George: Are you in epidemiology?
Mayo: More than Stan Young is, I think.
Not sure what that means, but OK.
In a Data Colada blog “As predicted:Preregistration Made easy”
http://datacolada.org/2015/12/01/44_aspredicted/
it is suggested that so long as one says ahead of time what data dependent choices are going to be used that they are somehow kosher. For example:
“Benefit 2. Go ahead, data peek
Data peeking, where one decides whether to get more data after analyzing the data, is usually a big no-no. It invalidates p-values and (several aspects of) Bayesian inference. 2 But if researchers pre-register how they will data peek, it becomes kosher again.”
Even if the peeking is announced in advance, the p-value still has to be adjusted. I don’t know if the authors are being serious here. Or if I’m missing what they’re saying. It isn’t as if the time that something is said or written changes the influence to the error probability. so for example I could say I’ll keep sampling until I get statistical significance (in an example where it’s known that will eventually happen even if the null is true.) Then the actual p-value still has to be adjusted post data and nothing changes because you wrote the stopping rule down ahead of time.

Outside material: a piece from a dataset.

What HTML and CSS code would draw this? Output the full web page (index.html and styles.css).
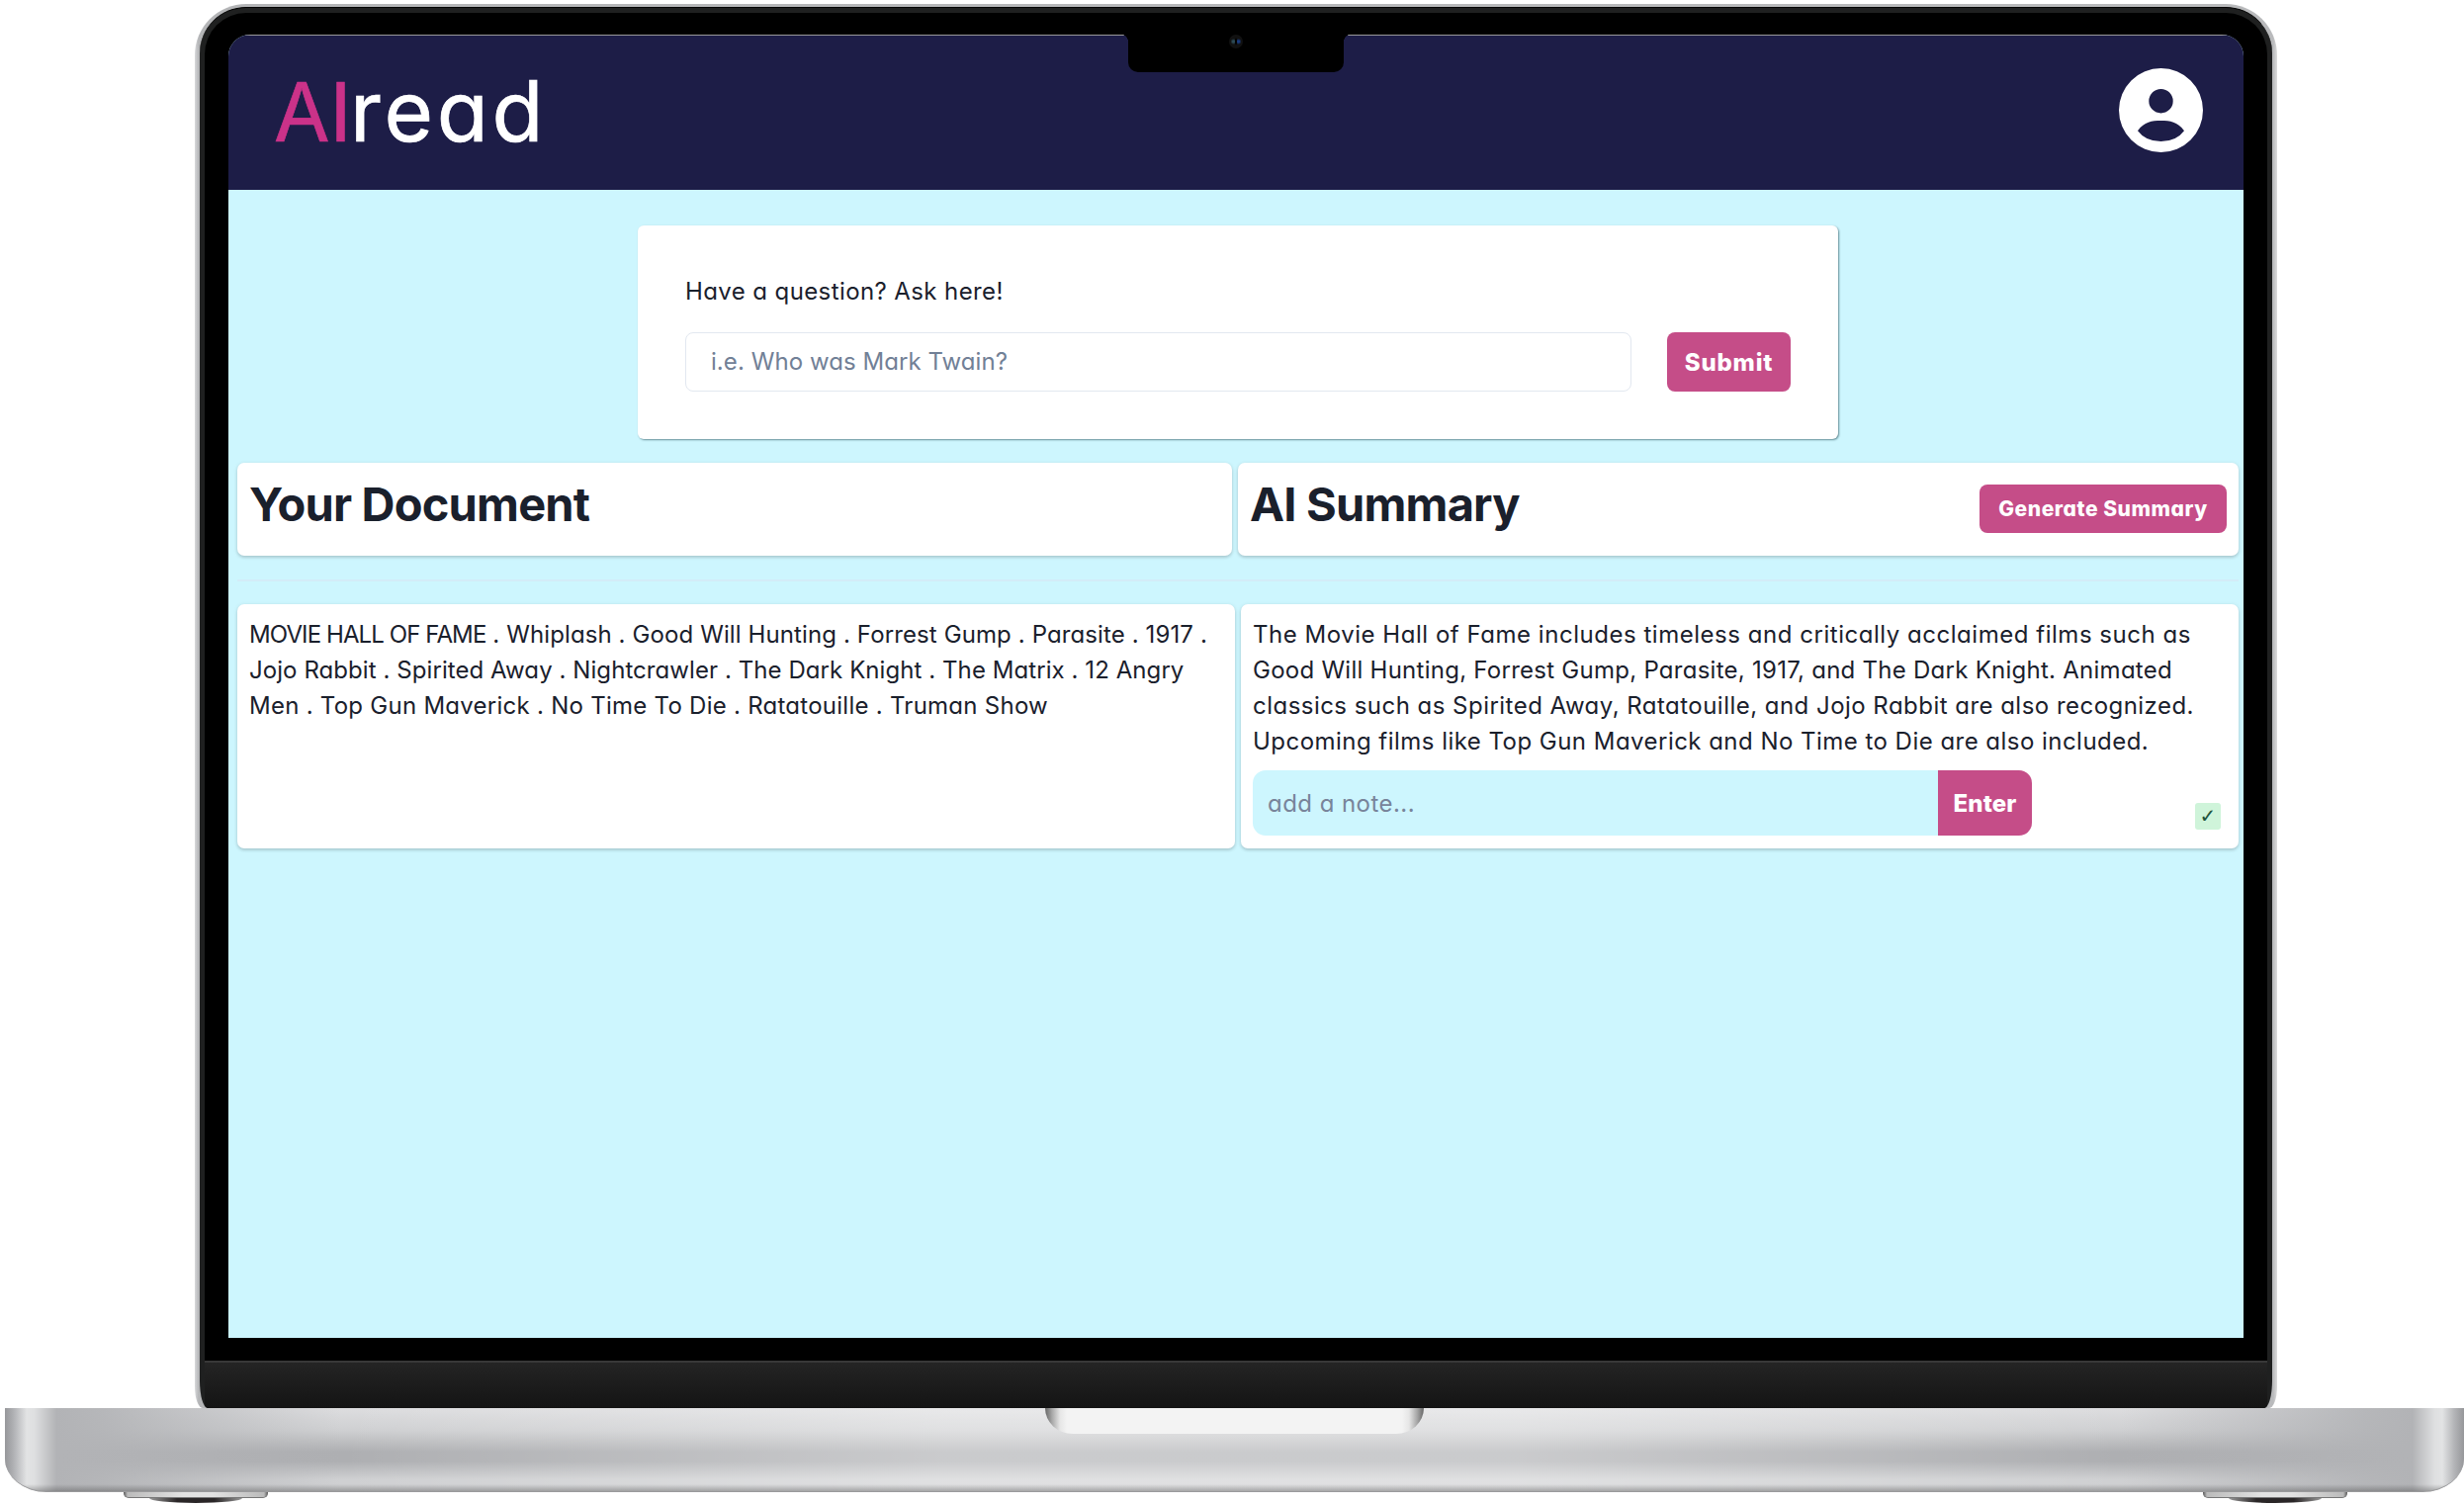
FILE: index.html
```html
<!DOCTYPE html>
<html lang="en">
<head>
<meta charset="utf-8">
<title>AIread</title>
<link rel="stylesheet" href="styles.css">
</head>
<body>
<div class="laptop">
  <div class="lid">
    <div class="rim">
      <div class="bezel">
        <div class="notch"><span class="camera"></span></div>
        <main class="screen">
          <header class="topbar">
            <div class="logo"><span class="logo-ai">AI</span><span class="logo-read">read</span></div>
            <svg class="avatar" viewBox="0 0 85 85" aria-label="Account"><path fill="#fff" fill-rule="evenodd" d="M42.500 0a42.500 42.500 0 1 1 0 85a42.500 42.500 0 1 1 0-85zM42.500 21a12.200 12.200 0 1 0 0 24.400a12.200 12.200 0 1 0 0-24.400zM19 63.200Q27 74 42.500 74T66 63.200C59 54 52 53 42.500 53S26 54 19 63.200z"/></svg>
          </header>
          <section class="ask">
            <p class="ask-label">Have a question? Ask here!</p>
            <div class="ask-row">
              <div class="ask-input">i.e. Who was Mark Twain?</div>
              <div class="btn submit">Submit</div>
            </div>
          </section>
          <section class="titles">
            <div class="card title-card doc"><h1>Your Document</h1></div>
            <div class="card title-card sum"><h1>AI Summary</h1><div class="btn generate">Generate Summary</div></div>
          </section>
          <hr class="rule">
          <section class="panels">
            <div class="card panel">
              <p class="line track-1"><span class="caps">MOVIE HALL OF FAME</span> . Whiplash . Good Will Hunting . Forrest Gump . Parasite . 1917 .</p>
              <p class="line track-2">Jojo Rabbit . Spirited Away . Nightcrawler . The Dark Knight . The Matrix . 12 Angry</p>
              <p class="line track-3">Men . Top Gun Maverick . No Time To Die . Ratatouille . Truman Show</p>
            </div>
            <div class="card panel">
              <p class="line track-5">The Movie Hall of Fame includes timeless and critically acclaimed films such as</p>
              <p class="line track-3">Good Will Hunting, Forrest Gump, Parasite, 1917, and The Dark Knight. Animated</p>
              <p class="line track-4">classics such as Spirited Away, Ratatouille, and Jojo Rabbit are also recognized.</p>
              <p class="line track-4">Upcoming films like Top Gun Maverick and No Time to Die are also included.</p>
              <div class="note-row">
                <div class="note">add a note...</div>
                <div class="btn enter">Enter</div>
                <span class="badge">✓</span>
              </div>
            </div>
          </section>
        </main>
      </div>
      <div class="chin"></div>
    </div>
  </div>
  <div class="base"><div class="scoop"></div></div>
  <div class="feet"><span class="foot"></span><span class="foot"></span></div>
</div>
</body>
</html>
```
FILE: styles.css
```css
* { box-sizing: border-box; }
body {
  margin: 0;
  background: #fff;
  color: #1a202c;
  font-family: Inter, "Liberation Sans", sans-serif;
  font-size: 24px;
  font-feature-settings: "cv11";
}
p, h1 { margin: 0; white-space: nowrap; }
.laptop { width: 2492px; height: 1522px; padding-top: 4px; overflow: hidden; }

.lid {
  width: 2106px;
  height: 1420px;
  margin-left: 197px;
  padding: 3px 5px 0;
  border-radius: 52px 52px 8px 8px / 52px 52px 22px 22px;
  background: linear-gradient(90deg, #d8d9db, #b4b5b7 4px, #b9babc 2102px, #dcdcdc);
}
.rim {
  height: 1417px;
  padding: 5px 5px 0;
  border-top: 1px solid #000;
  border-radius: 47px 47px 8px 8px / 47px 47px 28px 28px;
  background: #1f2020;
  overflow: hidden;
}
.bezel {
  position: relative;
  height: 1363px;
  padding: 22px 24px 0;
  border-radius: 42px 42px 0 0;
  background: #000;
}
.chin {
  height: 48px;
  border-top: 2px solid #383838;
  background: linear-gradient(#242424, #141414);
}
.notch {
  position: absolute;
  top: 22px;
  left: 934px;
  width: 218px;
  height: 38px;
  border-radius: 0 0 10px 10px;
  background: #000;
}
.notch::before,
.notch::after {
  content: "";
  position: absolute;
  top: 0;
  left: -6px;
  width: 6px;
  height: 7px;
  background: radial-gradient(ellipse 6px 7px at 0 100%, transparent 95%, #000);
}
.notch::after { left: 218px; transform: scaleX(-1); }
.camera {
  position: absolute;
  top: 0;
  left: 102px;
  width: 14px;
  height: 14px;
  border-radius: 50%;
  background: radial-gradient(ellipse 1.500px 4px at 50% 50%, #000 60%, transparent), radial-gradient(circle at 68% 50%, #173a80 1px, transparent 3px), radial-gradient(circle at 32% 50%, #2c4a55 1px, transparent 3px), #111;
}
.screen {
  height: 1318px;
  border-radius: 22px 22px 0 0;
  background: #cdf6fe;
  overflow: hidden;
}
.topbar {
  display: flex;
  justify-content: space-between;
  height: 157px;
  padding: 33px 41px 0 46px;
  border-top: 1px solid #999;
  background: #1d1d47;
}
.logo {
  display: flex;
  align-items: baseline;
  width: 280px;
  margin-top: -1px;
  font-size: 82px;
  line-height: 90px;
  color: #fff;
  -webkit-text-stroke: .700px currentColor;
}
.logo-ai { width: 77px; color: #cb3289; letter-spacing: 0; }
.logo-read { font-size: 85px; letter-spacing: 3.800px; }
.avatar { width: 85px; height: 85px; }

.ask {
  width: 1214px;
  height: 216px;
  margin: 36px 0 0 414px;
  padding: 48px 48px 0;
  border-radius: 6px;
  background: #fff;
  box-shadow: 1px 1px 2px rgba(0, 40, 50, .5);
}
.ask-label { height: 36px; line-height: 37px; letter-spacing: .4px; }
.ask-row { display: flex; gap: 36px; margin-top: 24px; }
.ask-input {
  width: 957px;
  height: 60px;
  padding-left: 25px;
  border: 1px solid #e2e8f0;
  border-radius: 8px;
  line-height: 58px;
  letter-spacing: .060px;
  color: #718096;
}
.btn {
  display: flex;
  align-items: center;
  justify-content: center;
  border-radius: 8px;
  background: #c54d88;
  color: #fff;
  font-weight: 800;
  white-space: nowrap;
}
.submit { width: 125px; height: 60px; letter-spacing: .8px; }

.card {
  border-radius: 7px;
  background: #fff;
  box-shadow: 0 1px 4px rgba(0, 0, 0, .12), 0 2px 3px rgba(0, 0, 0, .1);
}
.titles { display: flex; gap: 6px; margin: 24px 5px 0 9px; }
.title-card {
  display: flex;
  justify-content: space-between;
  height: 94px;
  padding: 13px 12px 0;
}
.doc { width: 1006px; }
.sum { width: 1012px; }
h1 {
  height: 58px;
  font-size: 47px;
  line-height: 58px;
  font-weight: 700;
  font-feature-settings: normal;
  letter-spacing: -.8px;
}
.generate { width: 250px; height: 49px; margin-top: 9px; font-size: 21px; letter-spacing: .550px; }
.rule {
  height: 2px;
  margin: 24px 5px 23px 9px;
  border: 0;
  background: #d3ecf8;
}
.panels { display: grid; grid-template-columns: 1009px 1009px; gap: 6px; margin-left: 9px; }
.panel { height: 247px; padding: 12px 12px 0; }
.line { height: 36px; line-height: 37px; }
.track-1 { letter-spacing: .110px; }
.caps { letter-spacing: -.9px; }
.track-2 { letter-spacing: .070px; }
.track-3 { letter-spacing: .260px; }
.track-4 { letter-spacing: .470px; }
.track-5 { letter-spacing: .530px; }
.note-row { display: flex; margin-top: 12px; }
.note {
  width: 693px;
  height: 66px;
  padding-left: 15px;
  border-radius: 13px 0 0 13px;
  background: #cdf6fe;
  line-height: 67px;
  letter-spacing: .450px;
  color: #78849a;
}
.enter { width: 95px; height: 66px; border-radius: 0 13px 13px 0; letter-spacing: .1px; }
.badge {
  width: 26px;
  height: 27px;
  margin: 33px 0 0 165px;
  border-radius: 3px;
  background: #cff4da;
  color: #22543d;
  font: 700 20px/27px "DejaVu Sans", sans-serif;
  text-align: center;
}

.base {
  width: 2487px;
  height: 85px;
  margin-left: 5px;
  border-bottom: 1px solid #9a9a9c;
  border-radius: 0 0 42px 42px / 0 0 34px 34px;
  background:
    linear-gradient(transparent 77px, rgba(60, 60, 60, .35)),
    linear-gradient(90deg, #96979a, #b4b5b8 10px, #e2e3e4 22px, #dedfe0 30px, #b2b3b6 52px, rgba(178, 179, 182, .9) 100px, transparent 340px, rgba(255, 255, 255, .35) 950px, rgba(255, 255, 255, .35) 1530px, transparent 2140px, rgba(178, 179, 182, .9) 2387px, #b2b3b6 2435px, #dedfe0 2457px, #e2e3e4 2465px, #b4b5b8 2477px, #96979a),
    linear-gradient(#dddddf, #cfd0d2 22px, #aeafb2 44px, #aeafb2 54px, #cfd0d2 72px, #cfd0d2);
}
.scoop {
  width: 383px;
  height: 26px;
  margin-left: 1052px;
  border-radius: 0 0 28px 28px / 0 0 26px 26px;
  background: linear-gradient(90deg, #666, #a8a8a8 7px, #e6e6e6 15px, #f3f3f3 22px, #f3f3f3 361px, #e6e6e6 368px, #a8a8a8 376px, #666);
}
.feet { display: flex; gap: 1957px; padding-left: 120px; }
.foot {
  width: 146px;
  height: 6px;
  margin-left: 5px;
  margin-right: -5px;
  border-radius: 0 0 5px 5px;
  border-bottom: 1px solid #777;
  background: linear-gradient(90deg, #555, #bbb 4px, #e2e2e2 60px, #e2e2e2 90px, #bbb 142px, #555);
}
.foot::after {
  content: "";
  display: block;
  width: 94px;
  height: 5px;
  margin: 6px auto 0;
  border-radius: 0 0 50% 50% / 0 0 100% 100%;
  background: linear-gradient(90deg, #999, #2a2627 30%, #2a2627 70%, #999);
}
```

Uri Simonsohn explained to me in an e-mail that they were saying that it’s still necessary to adjust, if announced in advance that, say, one will take another k samples if the first k doesn’t yield significance. However, it suggests it’s better not to announce what one would do in advance should the result not be significant because one pays the penalty of the adjustment even if it turns out they didn’t need to keep sampling (or whatever the selection effect is).